Komisi III DPR RI mengadakan rapat bersama dengan Polri, Kejaksaan Agung (Kejagung), dan Mahkamah Agung (MA) pada Selasa, 18 November 2025. Rapat ini merupakan langkah awal untuk membahas rencana pembentukan panja (panitia kerja) reformasi institusi di tiga lembaga tersebut.
Wakil Ketua Komisi III DPR RI, Rano Alfath, menjelaskan jika rapat tersebut mengangkat tema reformasi menyeluruh pada Polri, Kejaksaan, dan Pengadilan. Rano menyampaikan banyaknya laporan dan keluhan dari masyarakat terkait kinerja ketiga institusi ini yang perlu mendapat pembenahan segera.
Isu Kriminalisasi dan Kekerasan di Polri
Menurut Rano, Polri masih menghadapi masalah serius berupa kriminalisasi dan tindakan kekerasan oleh aparatnya. Data dari Yayasan Lembaga Bantuan Hukum Indonesia (YLBHI) dan Lembaga Bantuan Hukum (LBH) mencatat 95 kasus kriminalisasi sepanjang 2019 sampai Mei 2024. Kasus-kasus tersebut melibatkan berbagai kelompok masyarakat seperti petani, buruh, akademisi, jurnalis, dan mahasiswa.

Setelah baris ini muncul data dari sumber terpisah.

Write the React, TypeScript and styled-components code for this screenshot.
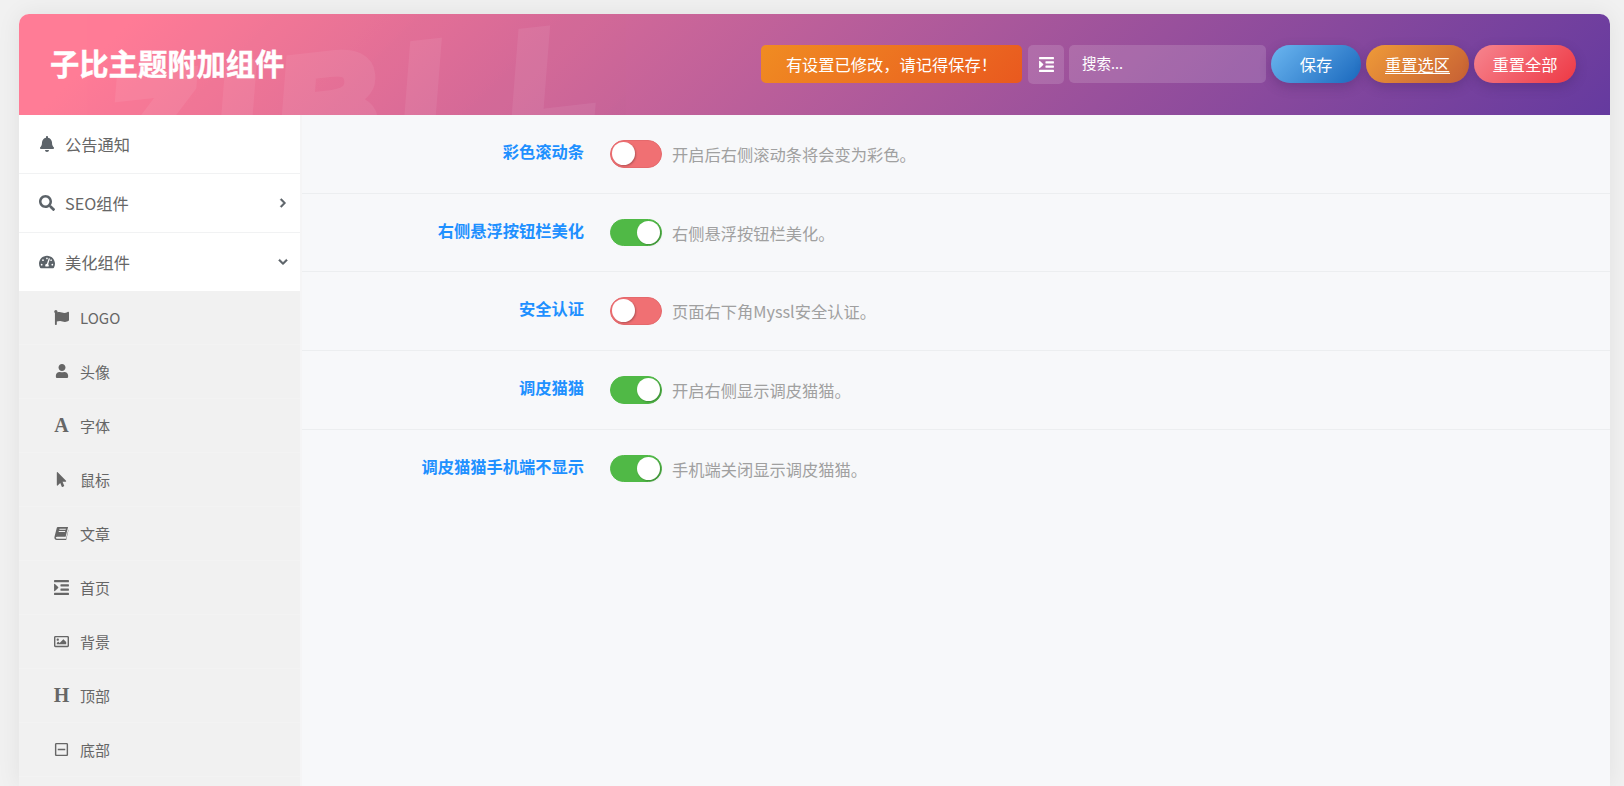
import React from 'react';
import styled, { createGlobalStyle } from 'styled-components';
import {
  FaBell, FaSearch, FaTachometerAlt, FaFlag, FaUser, FaMousePointer, FaIndent,
  FaRegImage, FaRegMinusSquare, FaChevronRight, FaChevronDown,
} from 'react-icons/fa';

const Global = createGlobalStyle`
  html, body { margin: 0; padding: 0; height: 786px; overflow: hidden; background: #f1f1f1; }
  body { font-family: "Noto Sans CJK SC", "Noto Sans", sans-serif; }
  * { box-sizing: border-box; }
`;

const Page = styled.div`
  height: 786px;
  padding: 14px 14px 0 19px;
  overflow: hidden;
`;

const Card = styled.div`
  height: 772px;
  display: flex;
  flex-direction: column;
  border-radius: 10px 10px 0 0;
  box-shadow: 0 0 25px rgba(0, 0, 0, 0.07);
  overflow: hidden;
  background: #f7f8fa;
`;

const Header = styled.header`
  position: relative;
  height: 101px;
  flex: none;
  display: flex;
  align-items: center;
  justify-content: space-between;
  padding: 0 34px 0 31px;
  background: linear-gradient(135deg, #ff7c96 7%, #653a9f 100%);
  overflow: hidden;
`;

const Watermark = styled.div`
  position: absolute;
  left: 96px;
  top: 45px;
  font-family: "Liberation Sans", sans-serif;
  font-size: 142px;
  line-height: 142px;
  font-weight: 700;
  font-style: italic;
  letter-spacing: 22px;
  color: #fff;
  opacity: 0.065;
  transform: rotate(-6.5deg);
  transform-origin: 0 100%;
  -webkit-text-stroke: 11px #fff;
`;

const Title = styled.h1`
  position: relative;
  margin: 0 0 5px;
  font-size: 29.3px;
  line-height: 40px;
  font-weight: 700;
  color: #fff;
  -webkit-text-stroke: 0.4px #fff;
`;

const Actions = styled.div`
  position: relative;
  display: flex;
  align-items: flex-start;
  gap: 5px;
`;

const Notice = styled.div`
  width: 261px;
  height: 38px;
  display: flex;
  align-items: center;
  justify-content: center;
  border-radius: 5px;
  margin-right: 1px;
  font-size: 16.25px;
  color: #fff;
  background: linear-gradient(135deg, #f08c22, #e9591f);
`;

const IconButton = styled.div`
  width: 36px;
  height: 39px;
  display: flex;
  align-items: center;
  justify-content: center;
  border-radius: 5px;
  color: #fff;
  font-size: 17px;
  background: rgba(255, 255, 255, 0.14);
`;

const Search = styled.div`
  width: 197px;
  height: 38px;
  display: flex;
  align-items: center;
  padding: 0 0 4px 13px;
  border-radius: 5px;
  font-size: 14.5px;
  color: #fff;
  background: rgba(255, 255, 255, 0.15);
`;

const Pill = styled.div<{ $from: string; $to: string; $w: number; $under?: boolean }>`
  width: ${(p) => p.$w}px;
  height: 38px;
  display: flex;
  align-items: center;
  justify-content: center;
  border-radius: 19px;
  font-size: 16.25px;
  color: #fff;
  text-decoration: ${(p) => (p.$under ? 'underline' : 'none')};
  text-underline-offset: 2px;
  background: linear-gradient(135deg, ${(p) => p.$from}, ${(p) => p.$to});
  box-shadow: 0 4px 12px rgba(60, 30, 90, 0.3);
`;

const Body = styled.div`
  flex: 1;
  display: flex;
  min-height: 0;
`;

const Sidebar = styled.nav`
  flex: none;
  width: 283px;
  background: #fff;
  border-right: 2px solid #f5f5f6;
`;

const MenuRow = styled.div`
  height: 59px;
  display: flex;
  align-items: center;
  padding: 0 12px 0 20px;
  border-bottom: 1px solid #f1f2f3;
  color: #666;
  font-size: 16.25px;
  background: #fff;
  &:nth-child(3) { height: 58px; border-bottom: none; }
`;

const MenuIcon = styled.span`
  width: 16px;
  margin-right: 10px;
  display: flex;
  justify-content: center;
  font-size: 16px;
  color: #5c6369;
`;

const Arrow = styled.span`
  margin-left: auto;
  display: flex;
  font-size: 10px;
  color: #5c6369;
  svg { stroke-width: 30; }
`;

const SubMenu = styled.div`
  background: #f1f1f1;
`;

const SubRow = styled.div`
  height: 54px;
  display: flex;
  align-items: center;
  padding: 0 0 1px 35px;
  border-bottom: 1px solid #f3f3f3;
  color: #666;
  font-size: 15px;
`;

const SubIcon = styled.span`
  width: 15px;
  margin-right: 11px;
  display: flex;
  justify-content: center;
  align-items: center;
  font-size: 17px;
  color: #666;
`;

const SerifGlyph = styled.span`
  font-family: "Liberation Serif", serif;
  font-weight: 700;
  font-size: 20px;
  line-height: 20px;
`;

const Main = styled.main`
  flex: 1;
  min-width: 0;
  background: #f7f8fa;
`;

const OptionRow = styled.div`
  height: 78.7px;
  display: grid;
  grid-template-columns: 282px 52px 1fr;
  padding-top: 25px;
  border-bottom: 1px solid #eceef0;
  &:last-child { border-bottom: none; }
`;

const Label = styled.div`
  text-align: right;
  font-size: 16.25px;
  line-height: 23px;
  font-weight: 700;
  color: #1e90ff;
`;

const Control = styled.div`
  margin-left: 26px;
  width: 52px;
  grid-column: 2;
`;

const Toggle = styled.div<{ $on: boolean }>`
  position: relative;
  width: 52px;
  height: 27.5px;
  border-radius: 14px;
  background: ${(p) => (p.$on ? '#50b946' : '#f07073')};
  border: 1.5px solid ${(p) => (p.$on ? '#50b946' : '#e5696c')};
`;

const Knob = styled.span<{ $on: boolean }>`
  position: absolute;
  top: 1px;
  left: ${(p) => (p.$on ? '26px' : '1px')};
  width: 23px;
  height: 23px;
  border-radius: 50%;
  background: #fff;
  box-shadow: 1px 1px 2px rgba(0, 0, 0, 0.25);
`;

const Desc = styled.div`
  margin-left: 36px;
  padding-top: 1px;
  font-size: 16.25px;
  line-height: 26px;
  color: #a0a0a0;
  white-space: nowrap;
`;

const BookIcon = () => (
  <svg width="16" height="15" viewBox="0 0 16 15" fill="currentColor">
    <path d="M4 0.5h11l-2.6 10.4H3.2c-1 0-1.4.9-1.2 1.3.2.5.7.8 1.2.8h9.6l2.6-10v1.2L13 14.5H3c-1.6 0-2.8-1.2-2.6-2.9L3 1.4C3.2.8 3.5.5 4 .5zm1.6 3h6.8l.3-1H5.9zm-.7 2.4h6.8l.3-1H5.2z" fillRule="evenodd" />
  </svg>
);

const options = [
  { label: '彩色滚动条', on: false, desc: '开启后右侧滚动条将会变为彩色。' },
  { label: '右侧悬浮按钮栏美化', on: true, desc: '右侧悬浮按钮栏美化。' },
  { label: '安全认证', on: false, desc: '页面右下角Myssl安全认证。' },
  { label: '调皮猫猫', on: true, desc: '开启右侧显示调皮猫猫。' },
  { label: '调皮猫猫手机端不显示', on: true, desc: '手机端关闭显示调皮猫猫。' },
];

const subs: { icon: React.ReactNode; text: string }[] = [
  { icon: <FaFlag />, text: 'LOGO' },
  { icon: <FaUser size={14} />, text: '头像' },
  { icon: <SerifGlyph>A</SerifGlyph>, text: '字体' },
  { icon: <FaMousePointer size={15} />, text: '鼠标' },
  { icon: <BookIcon />, text: '文章' },
  { icon: <FaIndent size={17} />, text: '首页' },
  { icon: <FaRegImage size={19} />, text: '背景' },
  { icon: <SerifGlyph>H</SerifGlyph>, text: '顶部' },
  { icon: <FaRegMinusSquare size={15} />, text: '底部' },
  { icon: null, text: '' },
];

export default function App() {
  return (
    <>
      <Global />
      <Page>
        <Card>
          <Header>
            <Watermark>ZIBLL</Watermark>
            <Title>子比主题附加组件</Title>
            <Actions>
              <Notice>{'有设置已修改\uFF0C请记得保存\uFF01'}</Notice>
              <IconButton><FaIndent /></IconButton>
              <Search>搜索...</Search>
              <Pill $w={90} $from="#6bb6f0" $to="#1a68bd">保存</Pill>
              <Pill $w={103} $from="#ef9b38" $to="#c65f34" $under>重置选区</Pill>
              <Pill $w={102} $from="#f6858f" $to="#ee3844">重置全部</Pill>
            </Actions>
          </Header>
          <Body>
            <Sidebar>
              <MenuRow>
                <MenuIcon><FaBell /></MenuIcon>公告通知
              </MenuRow>
              <MenuRow>
                <MenuIcon><FaSearch /></MenuIcon>SEO组件
                <Arrow><FaChevronRight /></Arrow>
              </MenuRow>
              <MenuRow>
                <MenuIcon><FaTachometerAlt /></MenuIcon>美化组件
                <Arrow><FaChevronDown /></Arrow>
              </MenuRow>
              <SubMenu>
                {subs.map((s, i) => (
                  <SubRow key={i}>
                    <SubIcon>{s.icon}</SubIcon>
                    {s.text}
                  </SubRow>
                ))}
              </SubMenu>
            </Sidebar>
            <Main>
              {options.map((o) => (
                <OptionRow key={o.label}>
                  <Label>{o.label}</Label>
                  <Control>
                    <Toggle $on={o.on}><Knob $on={o.on} /></Toggle>
                  </Control>
                  <Desc>{o.desc}</Desc>
                </OptionRow>
              ))}
            </Main>
          </Body>
        </Card>
      </Page>
    </>
  );
}
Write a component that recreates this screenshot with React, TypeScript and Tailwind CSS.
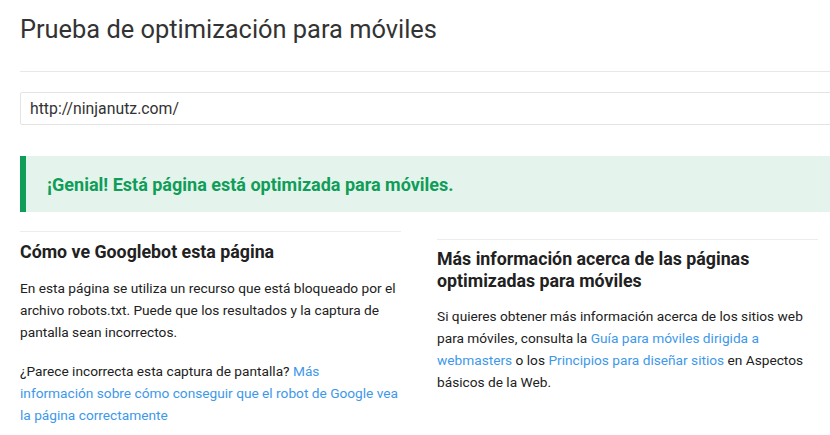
import React from "react";

const linkCls = "text-[#3d98ea]";

const App = () => {
  return (
    <div className="w-[830px] h-[435px] overflow-hidden bg-white font-['Roboto',sans-serif] text-[#212121]">
      <div className="pl-5 pr-3">
        <h1 className="pt-[12px] text-[25.4px] leading-[34px] font-normal text-[#333]">
          Prueba de optimización para móviles
        </h1>
        <div className="mt-[25px] -mr-10 border-t border-[#e8e8e8]" />
        <div className="mt-5 -mr-10 h-[33px] border border-[#e4e4e4] rounded-[2px] flex items-center pl-[9px] text-[15.8px] text-[#333]">
          http://ninjanutz.com/
        </div>
        <div className="mt-[31px] -mr-10 h-[56px] bg-[#e4f4ec] border-l-[6px] border-[#0f9d58] flex items-center pl-[21px]">
          <p className="text-[18px] font-bold text-[#0f9d58]">¡Genial! Está página está optimizada para móviles.</p>
        </div>
        <div className="mt-[19px] grid grid-cols-2 gap-9">
          <section className="border-t border-[#ececec]">
            <h2 className="mt-[8px] text-[17.8px] leading-[24px] font-bold text-[#212121]">Cómo ve Googlebot esta página</h2>
            <p className="mt-[13px] text-[13.7px] leading-[22px]">
              En esta página se utiliza un recurso que está bloqueado por el archivo robots.txt. Puede que los resultados y la captura de pantalla sean incorrectos.
            </p>
            <p className="mt-[17px] text-[13.7px] leading-[22px]">
              ¿Parece incorrecta esta captura de pantalla?{" "}
              <a className={linkCls} href="#">
                Más
                <br />
                información sobre cómo conseguir que el robot de Google vea la página correctamente
              </a>
            </p>
          </section>
          <section className="mt-2 border-t border-[#ececec]">
            <h2 className="mt-[8px] text-[17.8px] leading-[22px] font-bold text-[#212121]">
              Más información acerca de las páginas optimizadas para móviles
            </h2>
            <p className="mt-[13px] text-[13.7px] leading-[22px]">
              Si quieres obtener más información acerca de los sitios web para móviles, consulta la{" "}
              <a className={linkCls} href="#">Guía para móviles dirigida a webmasters</a> o los{" "}
              <a className={linkCls} href="#">Principios para diseñar sitios</a> en Aspectos básicos de la Web.
            </p>
          </section>
        </div>
      </div>
    </div>
  );
};

export default App;
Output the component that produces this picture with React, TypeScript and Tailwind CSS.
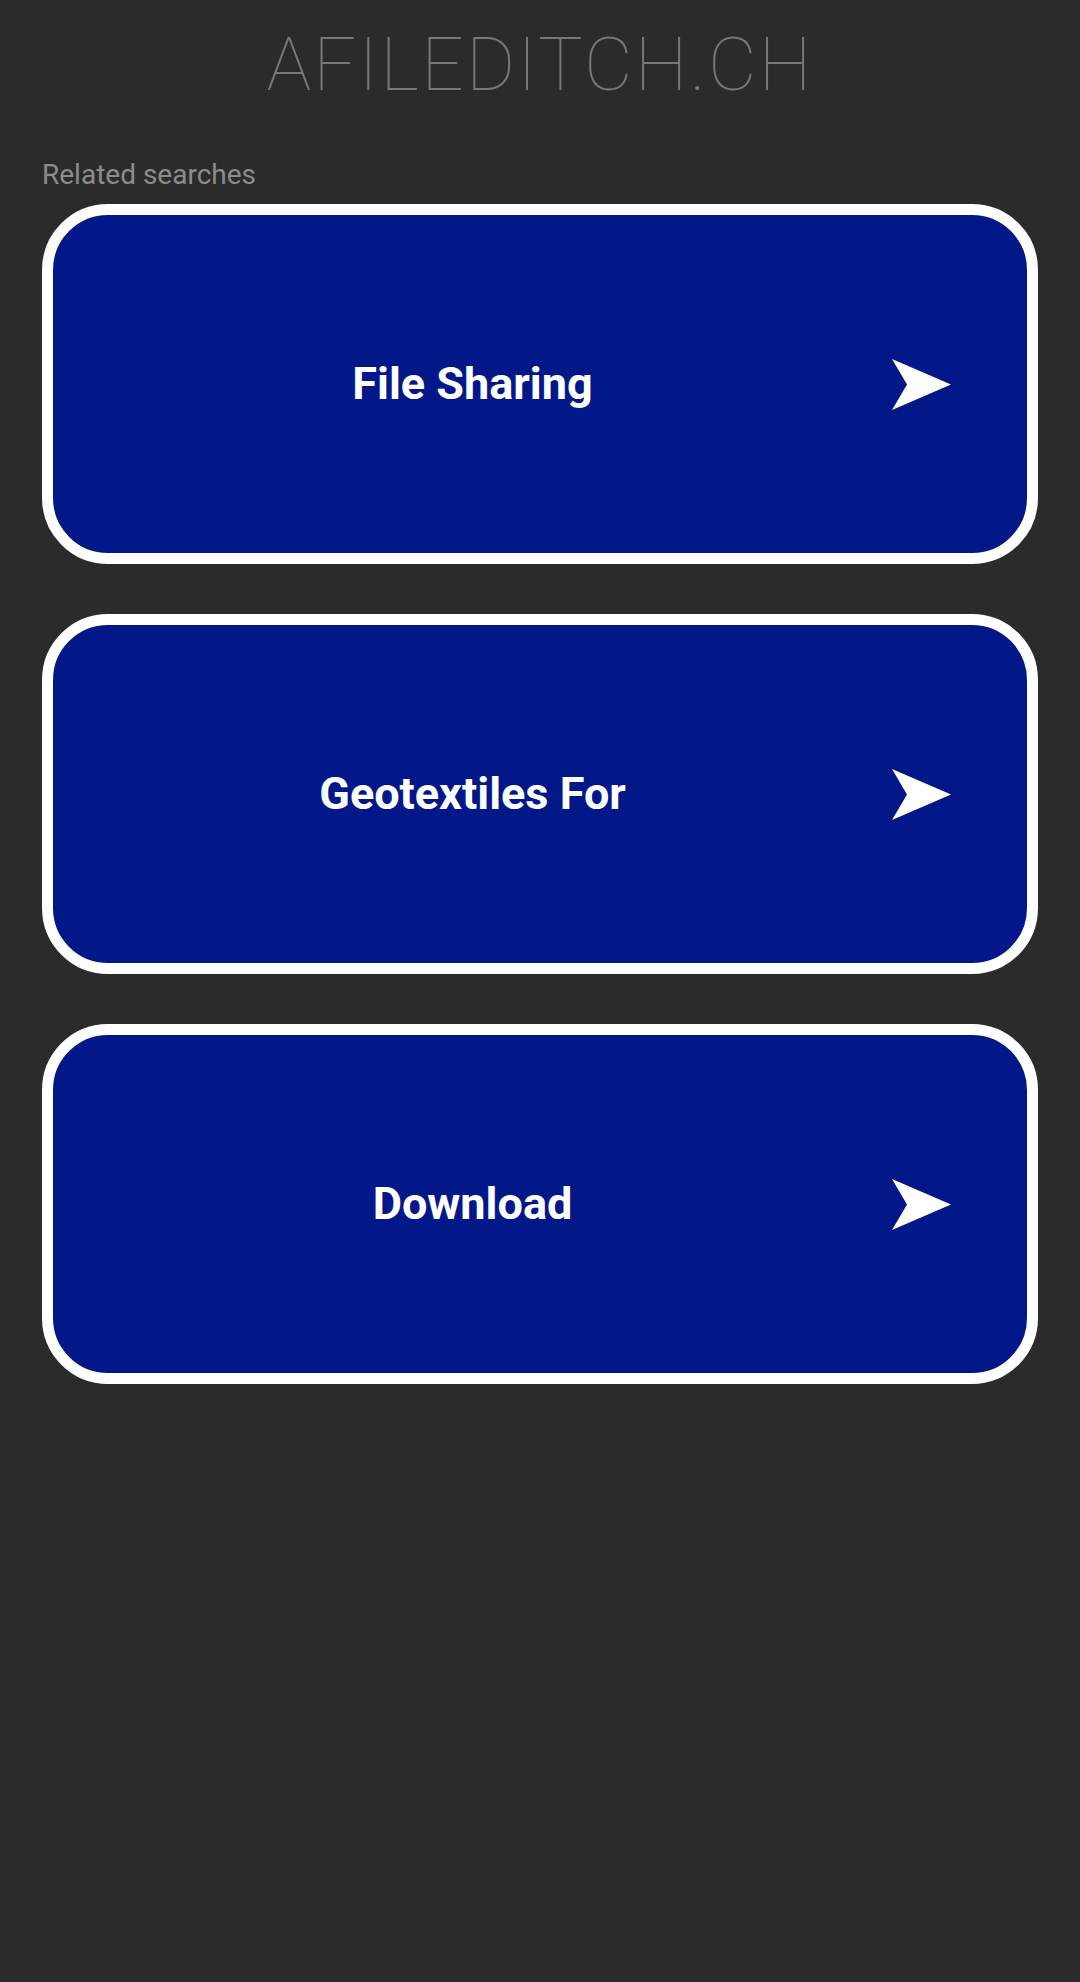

Rano menegaskan bahwa masalah ini harus menjadi fokus perbaikan, terutama dalam hal penguatan sumber daya manusia di Kepolisian. Hal ini perlu dilakukan agar Polri dapat menjalankan fungsinya secara profesional dan menghindari pelanggaran hak asasi manusia.
Sorotan terhadap Kinerja Kejaksaan Agung
Dalam rapat tersebut, perhatian juga diarahkan pada Kejaksaan Agung, khususnya dalam penanganan tindak pidana korupsi. Rano menyoroti tingginya angka kasus korupsi yang ditangani namun hasil pengembalian aset korupsi yang diperoleh terbilang minim. Menurutnya, hal ini membuat kepercayaan masyarakat terhadap Kejaksaan menjadi goyah.
Selain itu, Rano menyinggung oknum kejaksaan yang berperilaku nakal tanpa dikenai sanksi tegas seperti pemecatan atau tuntutan pidana. Kondisi ini menjadi penghambat reformasi institusi di Kejaksaan yang selama ini diharapkan publik.
Keluhan terhadap Pengadilan dan Mahkamah Agung
Rano juga menyoroti institusi persidangan yang berada dibawah Mahkamah Agung. Ia mengungkapkan banyak hakim yang dilaporkan ke Komisi Yudisial (KY) karena berbagai pelanggaran etik dan profesional. Hal ini menimbulkan keresahan di masyarakat.
Masyarakat juga mengalami kesulitan dalam mengakses putusan pengadilan dan Mahkamah Agung. Permasalahan lain yang disampaikan adalah maraknya mafia penguasaan aset tanah yang memanfaatkan jalur pengadilan untuk merebut hak milik secara tidak sah. Modus ini banyak dimenangkan di pengadilan, sehingga merugikan masyarakat dan menimbulkan ketidakadilan.
Langkah ke Depan untuk Reformasi Institusi
Rapat pembahasan panja reformasi ini menjadi momentum penting untuk merumuskan rekomendasi pembenahan menyeluruh di tiga institusi penegak hukum tersebut. Komisi III DPR RI berkomitmen untuk lebih mengawal proses reformasi agar mampu meningkatkan integritas, transparansi, dan akuntabilitas Polri, Kejaksaan, serta Mahkamah Agung.
Upaya perbaikan juga ditujukan agar aparat penegak hukum mampu menjalankan tugasnya secara profesional dan bebas dari praktik korupsi serta pelanggaran hukum. Dengan demikian, kepercayaan publik terhadap lembaga penegak hukum dapat diperbaiki dan kualitas pelayanan hukum di Indonesia semakin meningkat.
Rano turut mencontohkan kasus bekas Sekretaris Mahkamah Agung, Nurhadi, yang didakwa menerima gratifikasi senilai Rp137 miliar serta tindak pidana pencucian uang Rp308 miliar. Kasus ini menjadi bukti betapa reformasi institusi pengadilan sangat mendesak dilakukan.
Pertemuan yang melibatkan berbagai pihak terkait ini diharapkan melahirkan sinergi positif untuk memperkuat tata kelola hukum di tanah air. Komisi III DPR RI akan terus memantau dan mendorong langkah konkret demi menjadikan institusi hukum lebih bersih, transparan, dan mampu melayani masyarakat secara adil dan profesional.